Housing glut hits investor returns
Fleur Anderson and Steven Wardill
19jul02
THE Reserve Bank of Australia has warned Australians who have invested in property not to expect big future returns. Advertisement
In its monthly bulletin, the RBA said the housing market had been stimulated by the massive influx of investors, rather than an increase of owner-occupier buyers. Now a glut in rental investment properties has outstripped demand.
Since the 2000 property trough, home loan approvals for investors have soared 113 per cent. Home loan approvals for owner-occupiers rose only 48 per cent over the same period.
The RBA said one factor contributing to the boom in investment properties was the belief the strong sharemarket returns enjoyed over the past five years were now over.
"The large increase in the supply of properties to the rental market must raise some doubts about the prospects for returns on this type of investment over the next several years," the RBA said.
Rental yields have plummeted from more than 9 per cent in the late 1980s to less than 4 per cent in 2002.
The central bank said rents had not kept pace with the rises in house values.
"It would be unlikely that further strong price increases could co-exist with rising vacancy rates and falling rental yields for very long," the RBA said.
"It is more likely that any assumption by investors – that future capital gains can be assured – will have to undergo some revision."
Economists said this "revision" would happen only after more official interest rate rises.
House prices have jumped more than 9 per cent across Australia over the past five years. But a 17 per cent jump in the past year has helped fuel the real estate frenzy.
"Some part of this rise reflects the longer-term adjustment to a low inflation/low interest rate environment, which has increased the capacity of households to borrow – a development that cannot be repeated," the RBA said.
One economic expert, who preferred to remain unnamed, said the Reserve Bank had not owned up to being the major cause for the property boom.
In the months after September 11, Australia's interest rates sank to the lowest levels in 30 years.

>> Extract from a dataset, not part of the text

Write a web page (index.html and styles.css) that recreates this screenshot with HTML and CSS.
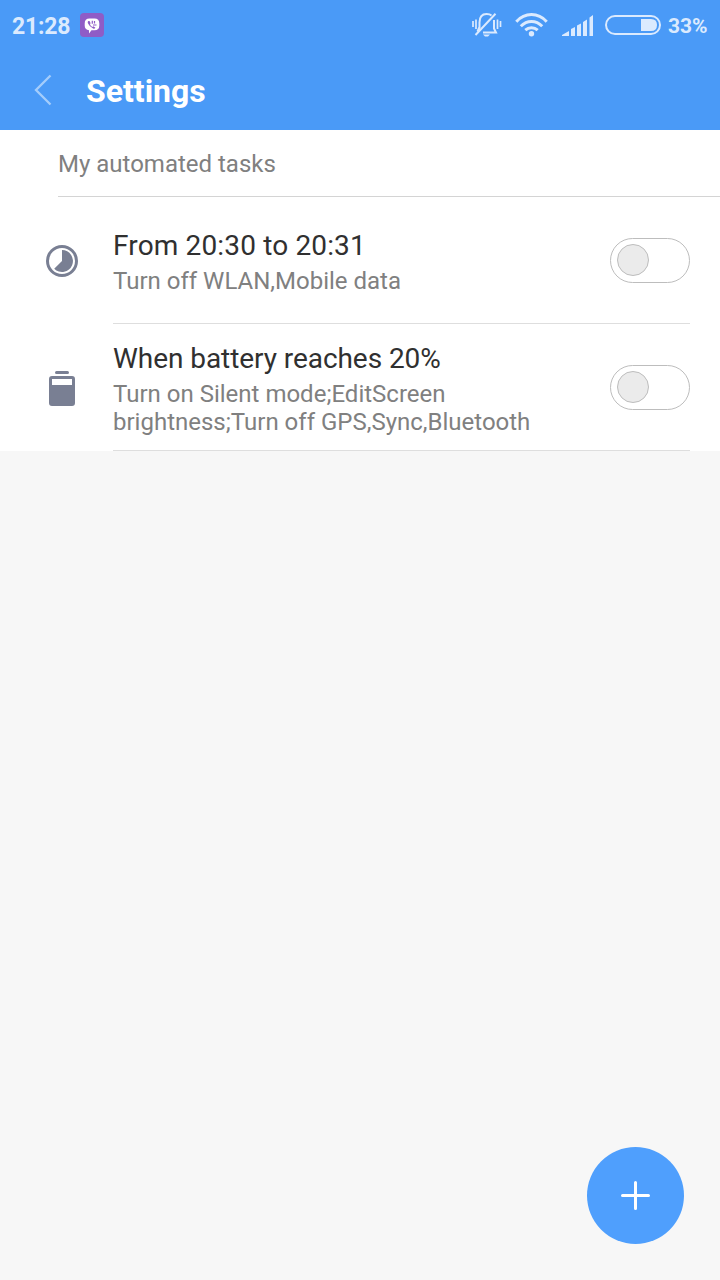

Many economists believe the central bank kept the rates too low for too long.
More worrying for investors who have plunged into the housing market is that households are carrying more debt than a year ago.
The lending industry has led an aggressive pursuit of investment buyers.
Since 1990, bank lending to investors has grown each year by 21 per cent, compared with 13.5 per cent for lending to owner-occupiers.
Investors now account for more than 30 per cent of all home loans.
But the latest PRD research predicted the Brisbane housing market would outperform southern states for the next four years.
The research suggested the housing market was in the first year of a five-year boom cycle.
Unit sales in the inner-city unit market also had been extremely strong, recording 2800 new unit sales in the 12 months to March 2002, representing Brisbane's highest yearly sales figure.
But prominent Brisbane developer David Devine said the RBA report was Sydney and Melbourne-centric.
"New well-located property price drives in Brisbane will attract investment rather than older established property," he said. "Brisbane is only at the start of this."